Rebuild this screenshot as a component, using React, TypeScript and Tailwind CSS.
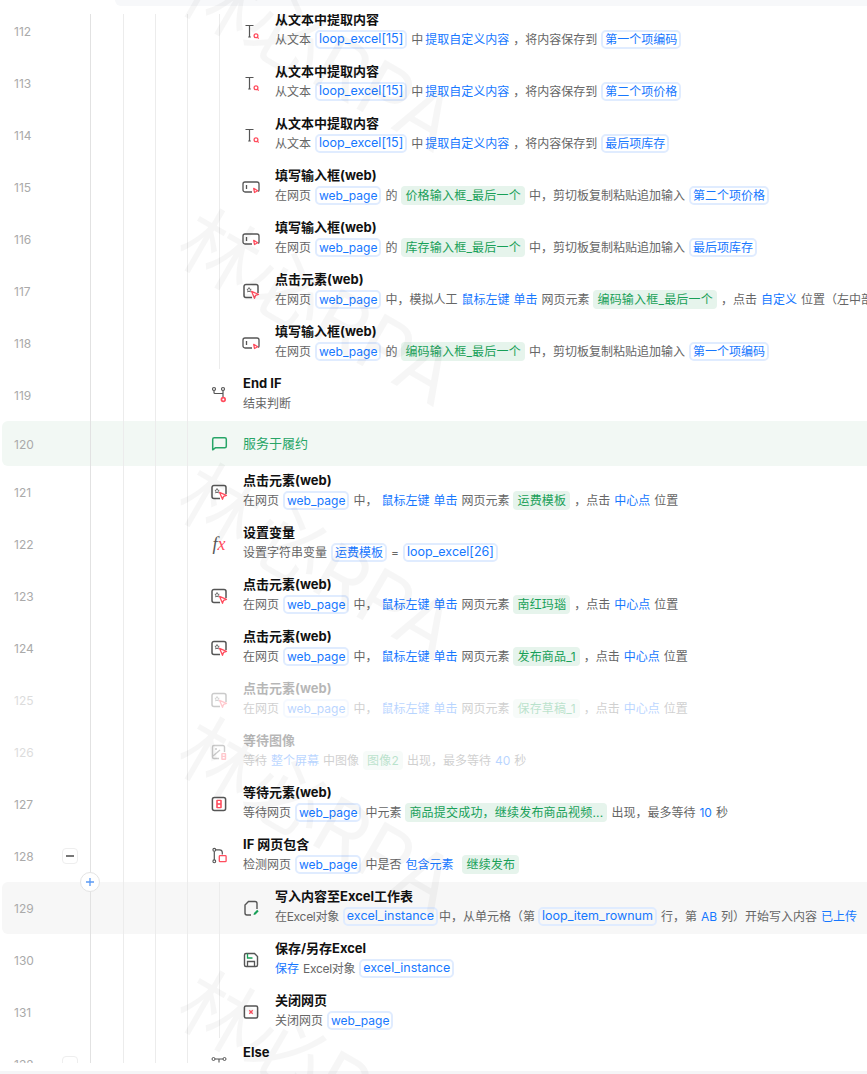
============
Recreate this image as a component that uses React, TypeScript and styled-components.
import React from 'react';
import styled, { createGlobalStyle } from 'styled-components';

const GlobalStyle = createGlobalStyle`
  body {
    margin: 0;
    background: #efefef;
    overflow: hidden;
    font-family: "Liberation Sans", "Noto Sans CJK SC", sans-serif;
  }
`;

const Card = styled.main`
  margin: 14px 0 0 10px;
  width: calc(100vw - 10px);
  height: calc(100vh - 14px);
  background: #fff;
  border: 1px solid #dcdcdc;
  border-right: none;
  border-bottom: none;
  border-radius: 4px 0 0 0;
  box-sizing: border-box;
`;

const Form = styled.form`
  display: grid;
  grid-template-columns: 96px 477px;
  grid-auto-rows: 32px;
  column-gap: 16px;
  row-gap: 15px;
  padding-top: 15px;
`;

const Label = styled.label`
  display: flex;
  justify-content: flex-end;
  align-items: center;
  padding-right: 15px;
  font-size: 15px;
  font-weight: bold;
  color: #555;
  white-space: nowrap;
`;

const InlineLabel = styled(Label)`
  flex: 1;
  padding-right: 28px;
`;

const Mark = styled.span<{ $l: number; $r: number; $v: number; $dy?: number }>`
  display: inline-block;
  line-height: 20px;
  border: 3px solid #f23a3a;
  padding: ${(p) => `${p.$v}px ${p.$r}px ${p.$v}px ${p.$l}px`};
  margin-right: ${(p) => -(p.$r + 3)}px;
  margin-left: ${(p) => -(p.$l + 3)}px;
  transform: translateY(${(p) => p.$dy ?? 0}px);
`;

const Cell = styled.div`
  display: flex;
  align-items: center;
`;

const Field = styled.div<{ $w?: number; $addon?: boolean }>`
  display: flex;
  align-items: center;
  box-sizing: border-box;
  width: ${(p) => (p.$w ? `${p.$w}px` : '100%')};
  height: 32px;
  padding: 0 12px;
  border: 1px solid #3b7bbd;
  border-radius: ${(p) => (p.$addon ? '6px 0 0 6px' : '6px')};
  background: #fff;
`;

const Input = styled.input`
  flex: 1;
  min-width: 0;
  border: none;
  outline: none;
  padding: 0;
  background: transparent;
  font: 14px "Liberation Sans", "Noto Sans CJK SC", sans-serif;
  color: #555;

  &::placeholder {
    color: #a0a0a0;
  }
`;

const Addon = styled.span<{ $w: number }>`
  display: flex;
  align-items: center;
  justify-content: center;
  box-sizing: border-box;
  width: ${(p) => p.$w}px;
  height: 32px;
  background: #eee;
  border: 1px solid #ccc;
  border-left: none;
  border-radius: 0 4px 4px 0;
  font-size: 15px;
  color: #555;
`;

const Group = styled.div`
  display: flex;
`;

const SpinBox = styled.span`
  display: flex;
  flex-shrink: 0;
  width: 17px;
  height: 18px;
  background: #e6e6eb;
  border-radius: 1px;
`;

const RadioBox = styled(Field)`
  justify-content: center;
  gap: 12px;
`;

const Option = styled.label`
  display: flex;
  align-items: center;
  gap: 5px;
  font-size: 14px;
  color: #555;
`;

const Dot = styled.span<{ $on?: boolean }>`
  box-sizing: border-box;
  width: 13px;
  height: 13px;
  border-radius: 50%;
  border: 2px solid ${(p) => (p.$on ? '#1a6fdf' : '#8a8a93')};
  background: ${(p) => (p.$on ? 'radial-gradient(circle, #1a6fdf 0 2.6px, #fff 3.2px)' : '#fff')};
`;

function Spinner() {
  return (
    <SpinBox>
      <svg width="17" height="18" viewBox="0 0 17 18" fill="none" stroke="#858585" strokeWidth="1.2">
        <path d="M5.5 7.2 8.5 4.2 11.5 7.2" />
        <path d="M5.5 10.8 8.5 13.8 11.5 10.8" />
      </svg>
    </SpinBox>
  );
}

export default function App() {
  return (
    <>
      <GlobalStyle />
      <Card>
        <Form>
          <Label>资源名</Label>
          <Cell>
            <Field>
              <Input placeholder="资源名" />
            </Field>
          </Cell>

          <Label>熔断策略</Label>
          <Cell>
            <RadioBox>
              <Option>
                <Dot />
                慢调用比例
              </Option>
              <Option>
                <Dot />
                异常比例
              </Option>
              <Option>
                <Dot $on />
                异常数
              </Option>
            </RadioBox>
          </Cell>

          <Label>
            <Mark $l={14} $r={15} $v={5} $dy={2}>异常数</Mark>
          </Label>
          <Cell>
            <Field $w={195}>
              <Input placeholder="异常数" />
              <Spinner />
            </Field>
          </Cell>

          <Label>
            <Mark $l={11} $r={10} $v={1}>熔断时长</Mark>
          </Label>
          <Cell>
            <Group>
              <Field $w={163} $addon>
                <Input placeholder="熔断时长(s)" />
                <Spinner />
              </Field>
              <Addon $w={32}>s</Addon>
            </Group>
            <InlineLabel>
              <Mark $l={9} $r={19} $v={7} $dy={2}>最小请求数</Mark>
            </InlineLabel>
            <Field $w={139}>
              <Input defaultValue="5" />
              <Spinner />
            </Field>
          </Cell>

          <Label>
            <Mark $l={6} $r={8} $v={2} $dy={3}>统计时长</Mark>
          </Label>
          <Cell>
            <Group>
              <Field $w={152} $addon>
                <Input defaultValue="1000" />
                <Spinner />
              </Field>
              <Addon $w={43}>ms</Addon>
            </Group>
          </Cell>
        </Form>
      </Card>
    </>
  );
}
============
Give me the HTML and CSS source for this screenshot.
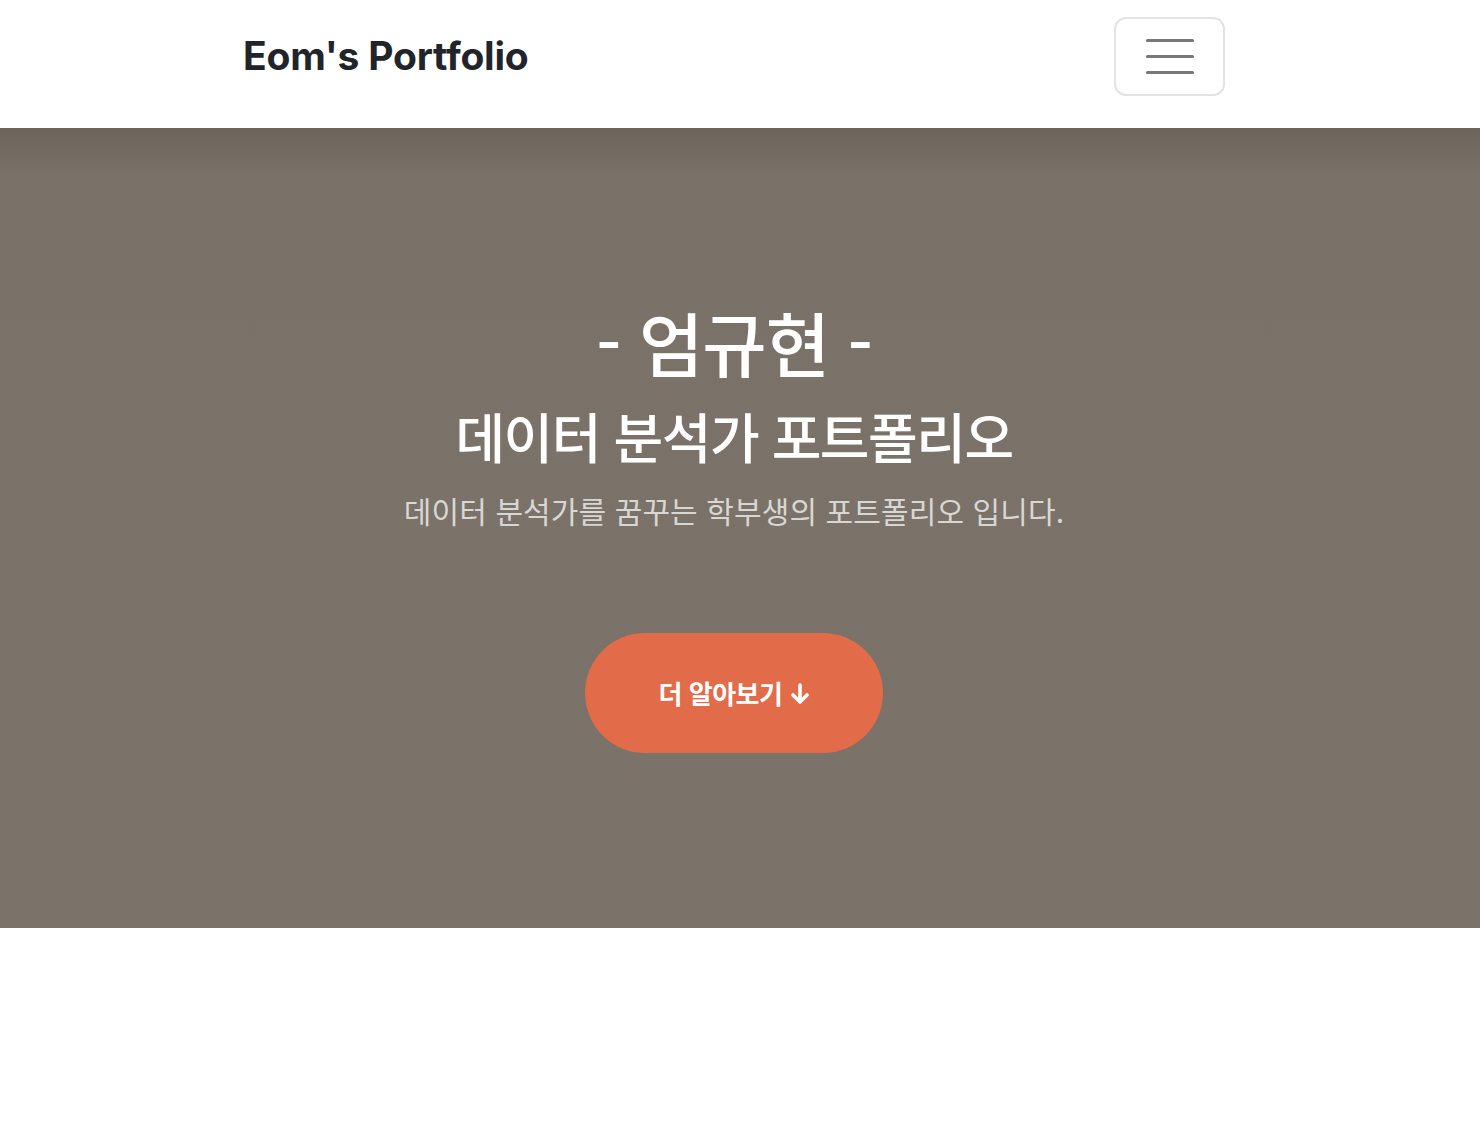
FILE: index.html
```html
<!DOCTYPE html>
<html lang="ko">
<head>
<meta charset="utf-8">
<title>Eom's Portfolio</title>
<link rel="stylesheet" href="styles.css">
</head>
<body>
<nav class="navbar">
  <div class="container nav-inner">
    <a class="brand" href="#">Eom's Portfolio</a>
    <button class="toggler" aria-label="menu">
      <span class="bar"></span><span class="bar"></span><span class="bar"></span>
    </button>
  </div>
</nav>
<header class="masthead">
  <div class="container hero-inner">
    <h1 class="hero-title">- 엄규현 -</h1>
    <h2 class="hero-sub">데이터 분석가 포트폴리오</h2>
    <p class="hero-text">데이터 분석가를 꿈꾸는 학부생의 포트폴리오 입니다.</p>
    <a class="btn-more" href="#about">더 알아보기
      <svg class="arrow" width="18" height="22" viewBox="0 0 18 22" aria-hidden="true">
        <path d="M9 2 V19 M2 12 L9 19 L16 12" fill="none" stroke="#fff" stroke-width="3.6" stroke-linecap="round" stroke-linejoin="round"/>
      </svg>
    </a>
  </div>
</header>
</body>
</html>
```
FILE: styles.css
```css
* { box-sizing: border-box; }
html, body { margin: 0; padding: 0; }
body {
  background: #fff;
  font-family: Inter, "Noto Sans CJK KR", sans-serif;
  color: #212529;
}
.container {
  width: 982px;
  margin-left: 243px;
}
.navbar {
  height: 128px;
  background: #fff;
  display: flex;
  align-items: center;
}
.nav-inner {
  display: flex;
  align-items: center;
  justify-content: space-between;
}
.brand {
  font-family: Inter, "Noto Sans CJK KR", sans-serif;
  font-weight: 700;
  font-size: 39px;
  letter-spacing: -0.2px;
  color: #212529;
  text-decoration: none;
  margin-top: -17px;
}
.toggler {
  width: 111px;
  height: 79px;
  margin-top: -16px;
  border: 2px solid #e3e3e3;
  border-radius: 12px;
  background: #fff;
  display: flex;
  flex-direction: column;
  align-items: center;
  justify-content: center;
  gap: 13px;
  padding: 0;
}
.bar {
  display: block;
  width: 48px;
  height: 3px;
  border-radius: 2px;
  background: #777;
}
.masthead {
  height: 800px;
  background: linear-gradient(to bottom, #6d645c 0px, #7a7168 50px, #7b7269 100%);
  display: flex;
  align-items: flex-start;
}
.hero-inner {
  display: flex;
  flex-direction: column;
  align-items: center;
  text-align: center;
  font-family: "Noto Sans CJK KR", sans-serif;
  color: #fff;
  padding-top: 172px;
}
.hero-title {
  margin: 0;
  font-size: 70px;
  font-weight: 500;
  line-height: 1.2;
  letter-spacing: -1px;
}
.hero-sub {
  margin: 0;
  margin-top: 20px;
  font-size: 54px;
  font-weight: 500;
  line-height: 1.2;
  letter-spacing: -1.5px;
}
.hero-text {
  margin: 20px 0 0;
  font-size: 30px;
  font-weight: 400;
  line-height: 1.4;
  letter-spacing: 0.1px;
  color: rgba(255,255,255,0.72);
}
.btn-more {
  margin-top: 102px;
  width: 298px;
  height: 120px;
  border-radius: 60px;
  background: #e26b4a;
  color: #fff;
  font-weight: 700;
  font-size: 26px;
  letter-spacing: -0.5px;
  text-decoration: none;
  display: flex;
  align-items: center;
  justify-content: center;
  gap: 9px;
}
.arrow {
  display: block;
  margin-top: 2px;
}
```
============
*CHALLENGE*. List all lines in the material containing the string "components".

*OUTPUT OF THE EXERCISE*.
Recreate this image as a component that uses React, TypeScript and styled-components.
import styled, { createGlobalStyle } from 'styled-components';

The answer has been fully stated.